■ STORED ROWS
━━━━━━
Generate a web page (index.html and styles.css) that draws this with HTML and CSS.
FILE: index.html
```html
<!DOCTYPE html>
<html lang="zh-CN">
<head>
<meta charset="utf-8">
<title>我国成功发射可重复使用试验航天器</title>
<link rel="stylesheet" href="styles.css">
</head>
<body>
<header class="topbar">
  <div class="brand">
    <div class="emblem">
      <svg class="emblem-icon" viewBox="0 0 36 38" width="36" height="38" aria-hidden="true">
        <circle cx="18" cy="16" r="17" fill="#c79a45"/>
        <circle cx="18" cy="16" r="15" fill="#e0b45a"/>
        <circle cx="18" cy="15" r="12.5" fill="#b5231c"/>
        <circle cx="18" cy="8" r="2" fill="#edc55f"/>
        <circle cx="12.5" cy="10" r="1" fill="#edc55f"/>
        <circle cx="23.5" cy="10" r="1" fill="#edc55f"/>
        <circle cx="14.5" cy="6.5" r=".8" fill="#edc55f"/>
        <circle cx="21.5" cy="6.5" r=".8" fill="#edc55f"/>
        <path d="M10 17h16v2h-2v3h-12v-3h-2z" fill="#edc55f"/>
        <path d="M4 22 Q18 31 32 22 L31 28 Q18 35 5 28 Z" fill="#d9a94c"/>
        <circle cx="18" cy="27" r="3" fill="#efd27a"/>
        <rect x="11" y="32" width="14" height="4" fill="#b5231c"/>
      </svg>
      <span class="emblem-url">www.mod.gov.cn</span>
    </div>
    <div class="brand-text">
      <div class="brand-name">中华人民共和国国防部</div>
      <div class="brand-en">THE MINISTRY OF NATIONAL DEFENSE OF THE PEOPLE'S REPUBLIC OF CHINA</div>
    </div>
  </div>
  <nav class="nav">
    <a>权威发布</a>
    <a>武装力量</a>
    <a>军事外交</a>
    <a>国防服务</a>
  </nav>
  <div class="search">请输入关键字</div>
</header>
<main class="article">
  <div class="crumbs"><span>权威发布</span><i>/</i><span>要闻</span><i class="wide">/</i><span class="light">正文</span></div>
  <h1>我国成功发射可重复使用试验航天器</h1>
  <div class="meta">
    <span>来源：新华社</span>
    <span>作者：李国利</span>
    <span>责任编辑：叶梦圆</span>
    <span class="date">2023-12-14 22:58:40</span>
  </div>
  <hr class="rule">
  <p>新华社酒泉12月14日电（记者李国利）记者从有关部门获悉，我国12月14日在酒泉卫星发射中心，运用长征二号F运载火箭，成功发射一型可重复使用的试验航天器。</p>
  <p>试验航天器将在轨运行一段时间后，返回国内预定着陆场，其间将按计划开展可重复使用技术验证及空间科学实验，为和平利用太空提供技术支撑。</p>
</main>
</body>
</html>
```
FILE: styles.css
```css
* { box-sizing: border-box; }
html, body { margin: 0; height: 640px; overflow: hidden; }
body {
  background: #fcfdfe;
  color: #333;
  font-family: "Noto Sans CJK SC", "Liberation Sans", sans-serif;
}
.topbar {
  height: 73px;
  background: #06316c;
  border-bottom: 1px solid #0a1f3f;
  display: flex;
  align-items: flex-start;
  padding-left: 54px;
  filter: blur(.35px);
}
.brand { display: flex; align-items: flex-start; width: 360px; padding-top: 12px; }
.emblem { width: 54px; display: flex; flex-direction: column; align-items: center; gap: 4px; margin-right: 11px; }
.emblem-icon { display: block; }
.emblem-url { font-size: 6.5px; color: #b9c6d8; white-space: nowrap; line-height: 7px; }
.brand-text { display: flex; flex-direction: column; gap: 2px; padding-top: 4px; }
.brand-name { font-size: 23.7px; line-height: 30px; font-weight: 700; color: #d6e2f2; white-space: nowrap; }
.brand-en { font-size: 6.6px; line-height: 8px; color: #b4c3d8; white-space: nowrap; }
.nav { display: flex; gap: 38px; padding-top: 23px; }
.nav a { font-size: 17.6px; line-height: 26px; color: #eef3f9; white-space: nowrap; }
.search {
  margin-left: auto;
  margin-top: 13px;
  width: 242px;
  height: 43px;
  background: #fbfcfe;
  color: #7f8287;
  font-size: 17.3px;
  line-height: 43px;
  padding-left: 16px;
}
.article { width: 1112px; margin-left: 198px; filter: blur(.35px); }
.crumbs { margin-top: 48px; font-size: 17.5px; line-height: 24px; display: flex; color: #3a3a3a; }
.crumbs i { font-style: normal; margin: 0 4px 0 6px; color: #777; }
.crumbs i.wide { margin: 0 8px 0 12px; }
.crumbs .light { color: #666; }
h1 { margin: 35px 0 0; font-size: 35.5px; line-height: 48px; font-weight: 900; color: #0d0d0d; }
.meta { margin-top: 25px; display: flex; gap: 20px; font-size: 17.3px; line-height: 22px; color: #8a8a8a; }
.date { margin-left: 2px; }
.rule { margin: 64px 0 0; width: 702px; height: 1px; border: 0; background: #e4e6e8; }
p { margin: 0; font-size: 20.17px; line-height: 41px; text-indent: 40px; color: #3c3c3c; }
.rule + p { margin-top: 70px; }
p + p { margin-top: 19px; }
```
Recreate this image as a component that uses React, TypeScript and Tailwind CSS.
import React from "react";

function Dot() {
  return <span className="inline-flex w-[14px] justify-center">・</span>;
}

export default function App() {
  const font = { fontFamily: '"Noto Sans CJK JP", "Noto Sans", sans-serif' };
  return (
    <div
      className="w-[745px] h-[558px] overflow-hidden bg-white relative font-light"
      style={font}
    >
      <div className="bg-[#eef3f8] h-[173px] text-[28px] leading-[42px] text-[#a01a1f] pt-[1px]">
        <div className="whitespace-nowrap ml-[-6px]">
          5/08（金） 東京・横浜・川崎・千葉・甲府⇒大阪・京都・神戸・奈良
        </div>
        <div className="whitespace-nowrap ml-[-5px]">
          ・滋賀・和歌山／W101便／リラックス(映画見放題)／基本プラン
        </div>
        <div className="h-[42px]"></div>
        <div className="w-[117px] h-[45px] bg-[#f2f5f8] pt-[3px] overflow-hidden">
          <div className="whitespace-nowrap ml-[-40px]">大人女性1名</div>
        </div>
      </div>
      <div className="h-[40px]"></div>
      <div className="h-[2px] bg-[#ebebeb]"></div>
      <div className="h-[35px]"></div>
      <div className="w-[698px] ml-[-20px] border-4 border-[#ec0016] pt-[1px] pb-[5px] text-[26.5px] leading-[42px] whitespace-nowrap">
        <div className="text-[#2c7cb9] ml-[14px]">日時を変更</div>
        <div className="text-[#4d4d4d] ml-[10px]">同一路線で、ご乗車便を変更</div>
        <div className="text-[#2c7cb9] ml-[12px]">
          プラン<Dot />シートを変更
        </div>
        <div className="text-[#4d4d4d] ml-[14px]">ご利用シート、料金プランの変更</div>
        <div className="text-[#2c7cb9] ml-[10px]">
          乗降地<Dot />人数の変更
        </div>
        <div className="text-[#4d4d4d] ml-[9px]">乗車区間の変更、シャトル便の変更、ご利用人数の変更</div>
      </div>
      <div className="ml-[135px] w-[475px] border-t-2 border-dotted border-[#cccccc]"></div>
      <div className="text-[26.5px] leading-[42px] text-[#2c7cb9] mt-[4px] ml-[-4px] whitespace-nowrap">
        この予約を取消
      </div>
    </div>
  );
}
━━━━━━
■ INSTRUCTIONS TO FOLLOW
Write out the entire listing exactly.

■ RESULT OF THE EXERCISE
Generate a web page (index.html and styles.css) that draws this with HTML and CSS.
FILE: index.html
```html
<!DOCTYPE html>
<html lang="zh-CN">
<head>
<meta charset="utf-8">
<title>我国成功发射可重复使用试验航天器</title>
<link rel="stylesheet" href="styles.css">
</head>
<body>
<header class="topbar">
  <div class="brand">
    <div class="emblem">
      <svg class="emblem-icon" viewBox="0 0 36 38" width="36" height="38" aria-hidden="true">
        <circle cx="18" cy="16" r="17" fill="#c79a45"/>
        <circle cx="18" cy="16" r="15" fill="#e0b45a"/>
        <circle cx="18" cy="15" r="12.5" fill="#b5231c"/>
        <circle cx="18" cy="8" r="2" fill="#edc55f"/>
        <circle cx="12.5" cy="10" r="1" fill="#edc55f"/>
        <circle cx="23.5" cy="10" r="1" fill="#edc55f"/>
        <circle cx="14.5" cy="6.5" r=".8" fill="#edc55f"/>
        <circle cx="21.5" cy="6.5" r=".8" fill="#edc55f"/>
        <path d="M10 17h16v2h-2v3h-12v-3h-2z" fill="#edc55f"/>
        <path d="M4 22 Q18 31 32 22 L31 28 Q18 35 5 28 Z" fill="#d9a94c"/>
        <circle cx="18" cy="27" r="3" fill="#efd27a"/>
        <rect x="11" y="32" width="14" height="4" fill="#b5231c"/>
      </svg>
      <span class="emblem-url">www.mod.gov.cn</span>
    </div>
    <div class="brand-text">
      <div class="brand-name">中华人民共和国国防部</div>
      <div class="brand-en">THE MINISTRY OF NATIONAL DEFENSE OF THE PEOPLE'S REPUBLIC OF CHINA</div>
    </div>
  </div>
  <nav class="nav">
    <a>权威发布</a>
    <a>武装力量</a>
    <a>军事外交</a>
    <a>国防服务</a>
  </nav>
  <div class="search">请输入关键字</div>
</header>
<main class="article">
  <div class="crumbs"><span>权威发布</span><i>/</i><span>要闻</span><i class="wide">/</i><span class="light">正文</span></div>
  <h1>我国成功发射可重复使用试验航天器</h1>
  <div class="meta">
    <span>来源：新华社</span>
    <span>作者：李国利</span>
    <span>责任编辑：叶梦圆</span>
    <span class="date">2023-12-14 22:58:40</span>
  </div>
  <hr class="rule">
  <p>新华社酒泉12月14日电（记者李国利）记者从有关部门获悉，我国12月14日在酒泉卫星发射中心，运用长征二号F运载火箭，成功发射一型可重复使用的试验航天器。</p>
  <p>试验航天器将在轨运行一段时间后，返回国内预定着陆场，其间将按计划开展可重复使用技术验证及空间科学实验，为和平利用太空提供技术支撑。</p>
</main>
</body>
</html>
```
FILE: styles.css
```css
* { box-sizing: border-box; }
html, body { margin: 0; height: 640px; overflow: hidden; }
body {
  background: #fcfdfe;
  color: #333;
  font-family: "Noto Sans CJK SC", "Liberation Sans", sans-serif;
}
.topbar {
  height: 73px;
  background: #06316c;
  border-bottom: 1px solid #0a1f3f;
  display: flex;
  align-items: flex-start;
  padding-left: 54px;
  filter: blur(.35px);
}
.brand { display: flex; align-items: flex-start; width: 360px; padding-top: 12px; }
.emblem { width: 54px; display: flex; flex-direction: column; align-items: center; gap: 4px; margin-right: 11px; }
.emblem-icon { display: block; }
.emblem-url { font-size: 6.5px; color: #b9c6d8; white-space: nowrap; line-height: 7px; }
.brand-text { display: flex; flex-direction: column; gap: 2px; padding-top: 4px; }
.brand-name { font-size: 23.7px; line-height: 30px; font-weight: 700; color: #d6e2f2; white-space: nowrap; }
.brand-en { font-size: 6.6px; line-height: 8px; color: #b4c3d8; white-space: nowrap; }
.nav { display: flex; gap: 38px; padding-top: 23px; }
.nav a { font-size: 17.6px; line-height: 26px; color: #eef3f9; white-space: nowrap; }
.search {
  margin-left: auto;
  margin-top: 13px;
  width: 242px;
  height: 43px;
  background: #fbfcfe;
  color: #7f8287;
  font-size: 17.3px;
  line-height: 43px;
  padding-left: 16px;
}
.article { width: 1112px; margin-left: 198px; filter: blur(.35px); }
.crumbs { margin-top: 48px; font-size: 17.5px; line-height: 24px; display: flex; color: #3a3a3a; }
.crumbs i { font-style: normal; margin: 0 4px 0 6px; color: #777; }
.crumbs i.wide { margin: 0 8px 0 12px; }
.crumbs .light { color: #666; }
h1 { margin: 35px 0 0; font-size: 35.5px; line-height: 48px; font-weight: 900; color: #0d0d0d; }
.meta { margin-top: 25px; display: flex; gap: 20px; font-size: 17.3px; line-height: 22px; color: #8a8a8a; }
.date { margin-left: 2px; }
.rule { margin: 64px 0 0; width: 702px; height: 1px; border: 0; background: #e4e6e8; }
p { margin: 0; font-size: 20.17px; line-height: 41px; text-indent: 40px; color: #3c3c3c; }
.rule + p { margin-top: 70px; }
p + p { margin-top: 19px; }
```
Recreate this image as a component that uses React, TypeScript and Tailwind CSS.
import React from "react";

function Dot() {
  return <span className="inline-flex w-[14px] justify-center">・</span>;
}

export default function App() {
  const font = { fontFamily: '"Noto Sans CJK JP", "Noto Sans", sans-serif' };
  return (
    <div
      className="w-[745px] h-[558px] overflow-hidden bg-white relative font-light"
      style={font}
    >
      <div className="bg-[#eef3f8] h-[173px] text-[28px] leading-[42px] text-[#a01a1f] pt-[1px]">
        <div className="whitespace-nowrap ml-[-6px]">
          5/08（金） 東京・横浜・川崎・千葉・甲府⇒大阪・京都・神戸・奈良
        </div>
        <div className="whitespace-nowrap ml-[-5px]">
          ・滋賀・和歌山／W101便／リラックス(映画見放題)／基本プラン
        </div>
        <div className="h-[42px]"></div>
        <div className="w-[117px] h-[45px] bg-[#f2f5f8] pt-[3px] overflow-hidden">
          <div className="whitespace-nowrap ml-[-40px]">大人女性1名</div>
        </div>
      </div>
      <div className="h-[40px]"></div>
      <div className="h-[2px] bg-[#ebebeb]"></div>
      <div className="h-[35px]"></div>
      <div className="w-[698px] ml-[-20px] border-4 border-[#ec0016] pt-[1px] pb-[5px] text-[26.5px] leading-[42px] whitespace-nowrap">
        <div className="text-[#2c7cb9] ml-[14px]">日時を変更</div>
        <div className="text-[#4d4d4d] ml-[10px]">同一路線で、ご乗車便を変更</div>
        <div className="text-[#2c7cb9] ml-[12px]">
          プラン<Dot />シートを変更
        </div>
        <div className="text-[#4d4d4d] ml-[14px]">ご利用シート、料金プランの変更</div>
        <div className="text-[#2c7cb9] ml-[10px]">
          乗降地<Dot />人数の変更
        </div>
        <div className="text-[#4d4d4d] ml-[9px]">乗車区間の変更、シャトル便の変更、ご利用人数の変更</div>
      </div>
      <div className="ml-[135px] w-[475px] border-t-2 border-dotted border-[#cccccc]"></div>
      <div className="text-[26.5px] leading-[42px] text-[#2c7cb9] mt-[4px] ml-[-4px] whitespace-nowrap">
        この予約を取消
      </div>
    </div>
  );
}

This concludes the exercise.